The swallowtail merlons on the Rosettes** castle and city walls tie the manuscript to southern-German or northern-Italian contexts, where such merlons predominated. Swallowtail merlons also appear in documents made in early fourteenth-century Venice, 1340s Zürich, Sankt Peter an der Schwarzwald in 1487, Nürnberg in 1493, and another catalogued as 1300s ‘probably German’.

*The person described by that writer as ‘Friedrich III ‘ (d.1493) is better known to historians as Frederick III, and is to be distinguished from the Emperor Frederick III of Prussia, and both from Frederick III, Elector of Brandenburg.

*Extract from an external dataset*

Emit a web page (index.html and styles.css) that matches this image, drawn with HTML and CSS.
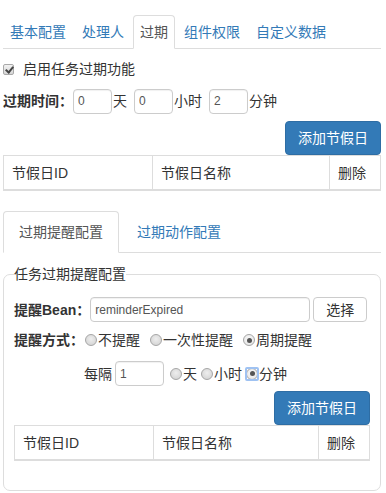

** [ note expanded 22 Feb 2023]. ‘nine rosettes page’ is a term coined by Nick Pelling in discussing a drawing subsequently analysed in detail by the present author over the period from 2011-2014 and which was shown to be a map. Overall, the conclusions of that analysis -were incompatible with any all-Latin-Christian or any German-imperial-sixteenth century theory (as the latter then was), and to this day supporters of the latter refer either to Pelling’s term ‘rosettes page’ or credit one of the several subsequent authors who attempted to create some alternative map-related interpretation which would conform to a Eurocentric theory. As was said in my earlier post on this motif, Mary d’Imperio, in her book The Voynich Manuscript: An Elegant Enigma (1978) p.21 used the term rosettes and says the structure “resembles a castle”.

Such habits are why the Voynich manuscript’s study devolved so rapidly, from about 2010, into a series of groundhog days unless concerned with statistical and linguistic analyses of the written text. Little attention was paid to the manuscript’s codicology after Pelling’s work, until the Yale Facsimile edition (edited by Clemens) was made available in print.